A rede de fast-food SubWay é um ótimo exemplo em nível mais micro da sociedade. Ali se vendem sanduíches com uma cara natureba. Diversos pães e inúmeras combinações de recheios fazem com que no final da preparação pareça que a empresa foi feita apenas para atender os seus desejos mais profundos em relação a seus gostos. Você é quem determinou as possibilidades da produção de seu sanduíche, só precisa pegar seu refrigerante light (para combinar com o sentido pseudo-hippie do fast-food que proporciona comidas politicamente corretas) e pagar.

2 comentários:

Felipe disse...

Incomodou-me um pouco a terminologia potencialidade. Toda potência é - e por ser potência TEM de ser - potência também do não; e no entanto as potencialidades do capital tais como descritas me soam como necessidades do capital - sem as quais o capital deixa de ser capital. Não que não exista potência do não, mas ao contrário da dinamite que se não explodir não deixa de ser dinamite (apenas um modo defeituoso de ser, digamos irrefletidamente), o capital se não atender suas necessidades de expansão e de transformação dos padrões simbólicos deixará de ser capital. De novo, não que deixe de existir a potência do não, mas que houve um evento instaurador do capital que deu a ele tais potências como necessidade - e que nos faz acreditar serem necessidade.

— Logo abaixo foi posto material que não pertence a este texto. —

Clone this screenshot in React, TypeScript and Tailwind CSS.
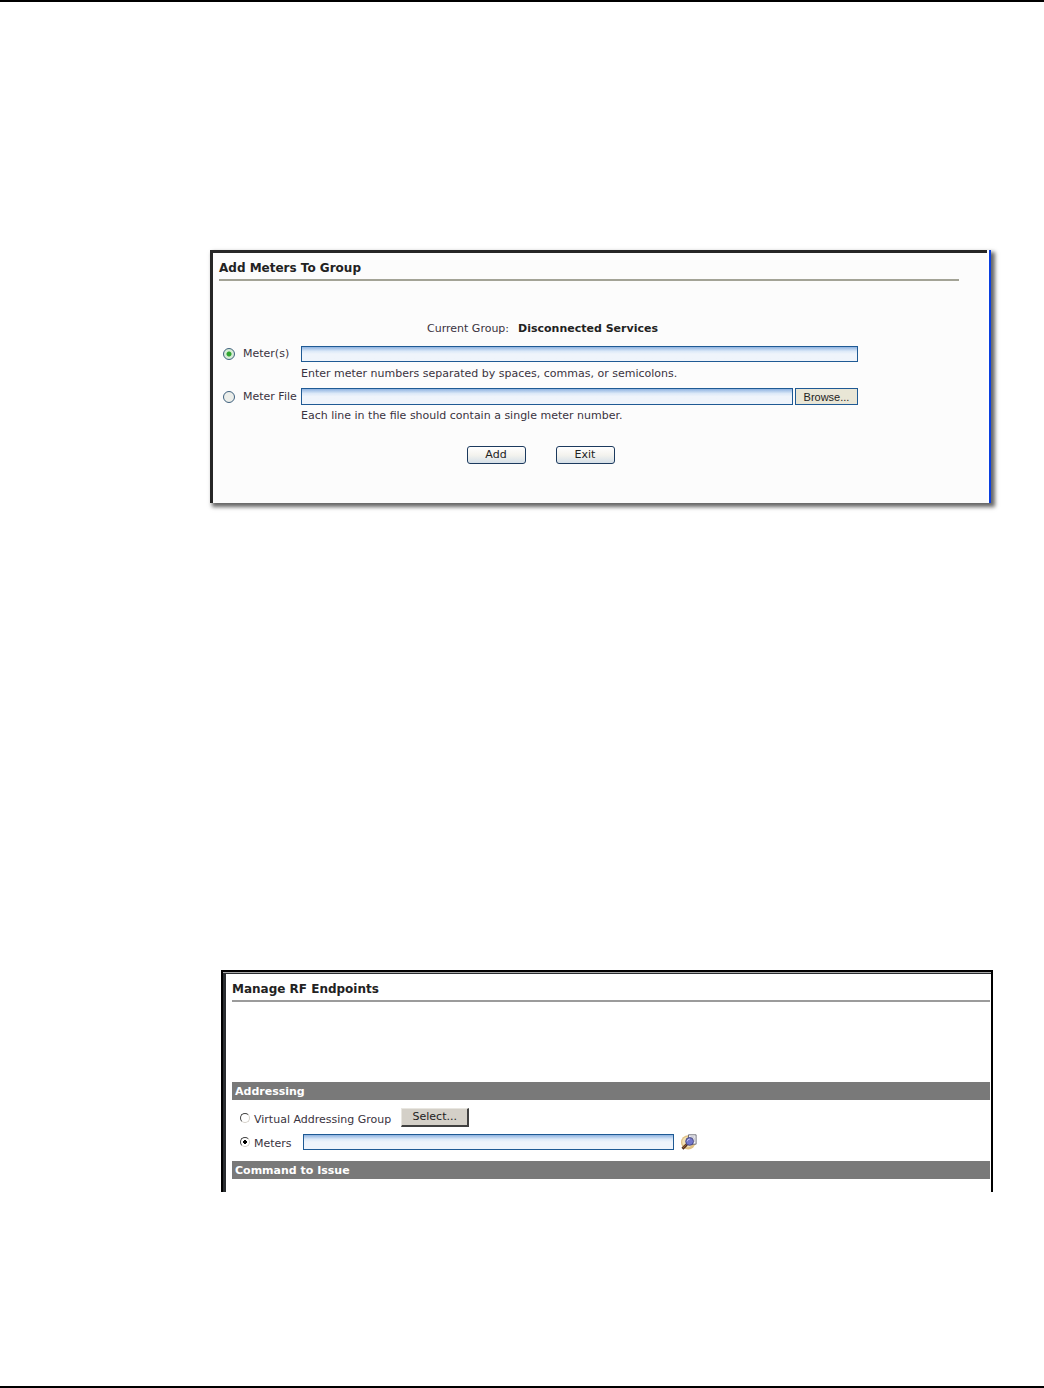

Fernando Marcellino disse...

Felipe, concordo contigo sobre a ambiguidade entre potencialidade e necessidade. Mas, talvez, exatamente essa ambiguidade é que seja a criadora do espaço simbólico que naturaliza o capitalismo. Se os imperativos de 1968 foram esvaziados isso se deu por uma potencialidade do capital que, por final, se torna hoje uma necessidade social. É a ascensão desse permissivismo pós-moderno a lá Dalai Lama.